We travel through Elbasan, where the Steel of the Party steelworks was constructed in 1974. The steelworks are now abandoned and so hideously ugly that they should be a tourist attraction in their own right. Nothing in Poland or Romania or even Ukraine compares to this. We sat outside at a café and spoke to our companions on the bus. The driver spoke no English but the middle aged lady spoke some. She was a maths teacher in Pogradec and was travelling to Tirana to renew some residence documents. She was very convinced that Albania’s future lay with Europe and the west. She was very pro-American (like a lot of Albanians we met) and hoped the days of Hoxha and partnerships with Russia and China were in the past.
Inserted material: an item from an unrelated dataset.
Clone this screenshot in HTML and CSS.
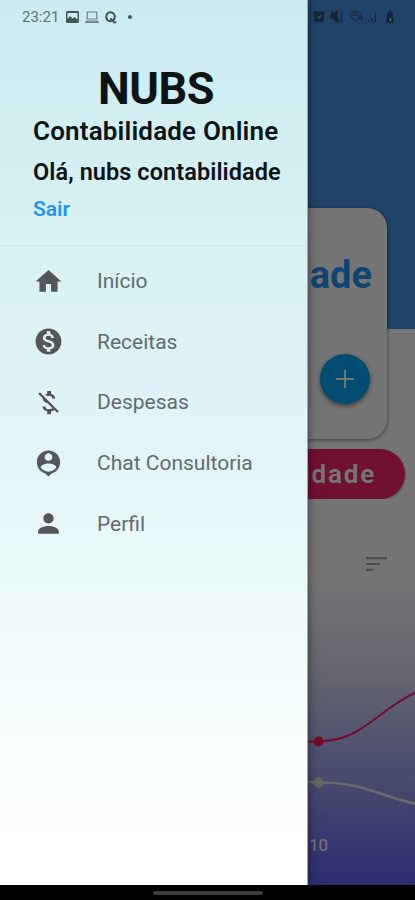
FILE: index.html
```html
<!DOCTYPE html>
<html lang="pt-BR">
<head>
    <meta charset="utf-8">
    <title>NUBS Contabilidade Online</title>
    <link rel="stylesheet" href="styles.css">
</head>
<body>
    <div class="phone">
        <!-- Home screen, under the drawer -->
        <main class="home">
            <section class="hero">
                <div class="card">
                    <h2>ade</h2>
                    <button class="add">
                        <svg width="18" height="18" viewBox="0 0 18 18"><path d="M9 0v18M0 9h18" stroke="#fff" stroke-width="2"/></svg>
                    </button>
                </div>
            </section>
            <div class="pill">idade</div>
            <section class="chart">
                <svg class="sort" width="21" height="14" viewBox="0 0 21 14"><path d="M0 1.2h21M0 7h14M0 12.8h7.500" stroke="#a8a8a8" stroke-width="2.200"/></svg>
                <svg class="lines" width="415" height="160" viewBox="0 670 415 160" fill="none">
                    <path d="M200 754C260 742 290 742 318 741.500C364 741 377 709 417 692" stroke="#f51d68" stroke-width="2"/>
                    <path d="M200 762C250 774 290 781 318 782.500C364 782 381 797 417 804" stroke="#e4e6e0" stroke-width="2.600"/>
                    <circle cx="318.500" cy="741.500" r="5" fill="#f51d58"/>
                    <circle cx="318.500" cy="782.500" r="5" fill="#dfe2d8"/>
                </svg>
                <span class="day">10</span>
            </section>
        </main>

        <div class="scrim">
            <svg class="status-right" width="84" height="16" viewBox="0 0 84 16" fill="none" stroke="#14243a" stroke-width="1.400">
                <path d="M3 3.500h8v8.500h-8zM1.500 4L4 2M10 2l2.500 2" fill="#14243a"/><path d="M5.500 7.500L7 9l2.500-3" stroke="#2c5a62"/>
                <path d="M19 6h2l4-3.500v10L21 9h-2zM19 2l9 11M29.500 3v10" fill="#14243a"/>
                <path d="M37 5q6-5 13 0l-6.500 7.500zM39 7q4-3 8 0M46 9h5m-2-2 2 2-2 2" stroke-width="1"/>
                <path d="M57 13v-2M60 13V9M63.500 13V4" stroke-width="1.200"/>
                <path d="M76 4h4l1 9h-6z" fill="#14243a"/><path d="M77 2h2"/><path d="M78.500 9v3" stroke="#527082"/>
            </svg>
        </div>

        <aside class="drawer">
            <div class="status">
                <span>23:21</span>
                <svg width="13" height="12" viewBox="0 0 13 12"><path fill="#42565a" fill-rule="evenodd" d="M1.500 0h10Q13 0 13 1.500v9Q13 12 11.500 12h-10Q0 12 0 10.500v-9Q0 0 1.500 0zM1.500 2v6l2.500-3 2.500 2.500L8.500 6l3 2.500V2z"/></svg>
                <svg width="14" height="12" viewBox="0 0 14 12" fill="none" stroke="#6b8085" stroke-width="1.200"><path d="M2.200 1h9.600v7H2.200zM1.500 10l-.8 1.300h12.600l-.8-1.300z"/></svg>
                <svg width="12" height="13" viewBox="0 0 12 13" fill="none" stroke="#42565a"><path d="M5.500 1.300C2.800 1.300 1.300 3.300 1.300 5.800s1.500 4.400 4.200 4.400S9.700 8.300 9.700 5.800 8.200 1.300 5.500 1.300z" stroke-width="2.100"/><path d="M5 8q2.500 0 3.500 3 1 1.500 2.800-.5" stroke-width="1.800"/></svg>
                <i class="dot"></i>
            </div>
            <header class="account">
                <h1>NUBS</h1>
                <p class="brand">Contabilidade Online</p>
                <p class="hello">Olá, nubs contabilidade</p>
                <a class="logout">Sair</a>
            </header>
            <nav class="menu">
                <a>
                    <svg viewBox="0 0 24 24"><path d="M10 20v-6h4v6h5v-8h3L12 3 2 12h3v8z"/></svg>
                    Início
                </a>
                <a>
                    <svg viewBox="0 0 24 24"><path d="M12 2C6.480 2 2 6.480 2 12s4.480 10 10 10 10-4.480 10-10S17.520 2 12 2zm1.410 16.090V20h-2.670v-1.930c-1.710-.36-3.160-1.460-3.270-3.400h1.960c.1 1.050.82 1.870 2.650 1.870 1.960 0 2.400-.98 2.400-1.590 0-.83-.44-1.610-2.670-2.140-2.480-.6-4.180-1.620-4.180-3.670 0-1.720 1.390-2.840 3.110-3.210V4h2.670v1.950c1.860.45 2.790 1.860 2.850 3.390H14.300c-.05-1.110-.64-1.870-2.220-1.870-1.500 0-2.400.68-2.400 1.640 0 .84.65 1.390 2.670 1.910s4.180 1.390 4.180 3.910c-.01 1.830-1.380 2.830-3.120 3.160z"/></svg>
                    Receitas
                </a>
                <a>
                    <svg viewBox="0 0 24 24"><path d="M12.500 6.900c1.780 0 2.440.85 2.500 2.100h2.210c-.07-1.720-1.120-3.300-3.210-3.810V3h-3v2.160c-.53.12-1.030.3-1.480.54l1.470 1.470c.41-.17.91-.27 1.510-.27zM5.330 4.060L4.060 5.330 7.500 8.770c0 2.080 1.560 3.210 3.910 3.910l3.510 3.510c-.34.480-1.050.910-2.420.910-2.060 0-2.870-.92-2.980-2.100h-2.200c.12 2.190 1.760 3.420 3.680 3.830V21h3v-2.150c.96-.18 1.820-.55 2.450-1.120l2.220 2.220 1.270-1.270L5.330 4.060z"/></svg>
                    Despesas
                </a>
                <a>
                    <svg viewBox="0 0 24 24"><path d="M12 2C7.030 2 3 6 3 11c0 4.170 2.800 7.680 6.620 8.690L12 22l2.340-2.310C18.190 18.700 21 15.180 21 11c0-5-4.030-9-9-9zm0 2c1.660 0 3 1.340 3 3s-1.340 3-3 3-3-1.340-3-3 1.340-3 3-3zm0 14.300c-2.500 0-4.710-1.280-6-3.220.03-1.990 4-3.080 6-3.080 1.990 0 5.970 1.090 6 3.080-1.290 1.940-3.500 3.220-6 3.220z"/></svg>
                    Chat Consultoria
                </a>
                <a>
                    <svg viewBox="0 0 24 24"><path d="M12 12c2.210 0 4-1.790 4-4s-1.790-4-4-4-4 1.790-4 4 1.790 4 4 4zm0 2c-2.670 0-8 1.340-8 4v2h16v-2c0-2.660-5.330-4-8-4z"/></svg>
                    Perfil
                </a>
            </nav>
        </aside>
    </div>
    <footer class="navbar"><div class="handle"></div></footer>
</body>
</html>
```

FILE: styles.css
```css
* {
    box-sizing: border-box;
}

body {
    margin: 0;
    width: 415px;
    height: 900px;
    overflow: hidden;
    background: #000;
    font-family: Roboto, "Noto Sans", sans-serif;
}

h1, h2, p {
    margin: 0;
}

.phone {
    position: relative;
    height: 885px;
    overflow: hidden;
}

/* Home screen */
.home {
    height: 885px;
    background: #fff;
}

.hero {
    height: 439px;
    padding: 208px 28px 0;
    background: linear-gradient(#4692e2 329px, #fff 329px);
}

.card {
    display: flex;
    flex-direction: column;
    align-items: flex-end;
    height: 231px;
    padding: 45px 15px 0;
    border-radius: 20px;
    background: #fff;
    box-shadow: 0 1px 4px rgba(0, 0, 0, .5);
}

.card h2 {
    font-size: 38px;
    line-height: 44px;
    color: #2196f3;
}

.add {
    display: flex;
    align-items: center;
    justify-content: center;
    width: 50px;
    height: 50px;
    margin: 57px 2px 0 0;
    padding: 0;
    border: 0;
    border-radius: 50%;
    background: #04a9f8;
    box-shadow: 0 2px 5px rgba(0, 0, 0, .5);
}

.pill {
    height: 50px;
    margin: 10px 10px 0;
    padding-right: 29px;
    border-radius: 25px;
    background: #f4246e;
    box-shadow: 0 1px 3px rgba(0, 0, 0, .4);
    color: #fff;
    font-size: 26px;
    font-weight: 600;
    line-height: 50px;
    letter-spacing: 1.8px;
    text-align: right;
}

.chart {
    display: flex;
    flex-direction: column;
    height: 386px;
    padding-top: 58px;
    background: linear-gradient(#fff 80px, #d7d9f2 180px, #9a9ff0 285px, #5f63f5 386px);
}

.sort {
    align-self: flex-end;
    margin-right: 28px;
}

.lines {
    margin-top: 99px;
}

.day {
    margin: 5px 0 0 309px;
    color: #fff;
    font-size: 17px;
    line-height: 20px;
}

.scrim {
    position: absolute;
    inset: 0;
    background: rgba(0, 0, 0, .54);
}

.status-right {
    position: absolute;
    top: 9px;
    left: 312px;
}

/* Drawer */
.drawer {
    position: absolute;
    top: 0;
    left: 0;
    width: 308px;
    height: 885px;
    background: linear-gradient(#cbebf0, #daf2f3 30%, #e0f3f8 46%, #e8f7f9 60%, #f8fefe 82%, #fff 97%);
    box-shadow: 0 0 10px rgba(0, 0, 0, .5);
    border-right: 1px solid #98a9ad;
}

.status {
    display: flex;
    align-items: center;
    gap: 6px;
    height: 34px;
    padding-left: 22px;
    color: #5c7277;
    font-size: 15px;
}

.status span {
    width: 38px;
}

.dot {
    width: 4px;
    height: 4px;
    margin-left: 5px;
    border-radius: 50%;
    background: #42565a;
}

.account {
    height: 212px;
    padding: 28px 0 0 33px;
    border-bottom: 1px solid #cfe8ea;
    color: #0c1418;
    font-weight: 600;
}

.account h1 {
    padding-left: 65px;
    font-size: 45px;
    font-weight: 700;
    line-height: 54px;
    letter-spacing: -.5px;
}

.brand {
    font-size: 26px;
    line-height: 31px;
    letter-spacing: .17px;
}

.hello {
    margin-top: 11px;
    font-size: 23.500px;
    line-height: 28px;
    letter-spacing: .07px;
}

.logout {
    display: block;
    margin-top: 11px;
    color: #2196f3;
    font-size: 21px;
    line-height: 25px;
}

.menu {
    padding-top: 5px;
}

.menu a {
    display: flex;
    align-items: center;
    gap: 33px;
    height: 60.600px;
    padding-left: 33px;
    color: #626c6f;
    font-size: 21px;
}

.menu svg {
    width: 31px;
    height: 31px;
    fill: #53575b;
}

/* System bar */
.navbar {
    display: flex;
    justify-content: center;
    height: 15px;
    padding-top: 6px;
}

.handle {
    width: 110px;
    height: 4px;
    border-radius: 2px;
    background: #3c3c3c;
}
```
The next stage of the journey was a white knuckle ride of pure terror. The road went up to around 4000ft involving the navigation of around 25-30 hairpin bends. There were barriers to stop vehicles going over the edge (which would involve a drop of about 700ft and probable death) but they looked pretty flimsy and there were often big gaps in them. The vast number of lorry wrecks we’d seen on earlier stages of the journey didn’t inspire any confidence in Albanian driving.
In early afternoon we arrived in Tirana. We needed to find some accommodation which involved putting in a bit of legwork. The going rate seemed to be about 30Euros for an en-suite two person room and working fan. There didn’t seem to be any dirt-cheap grotty accommodation available.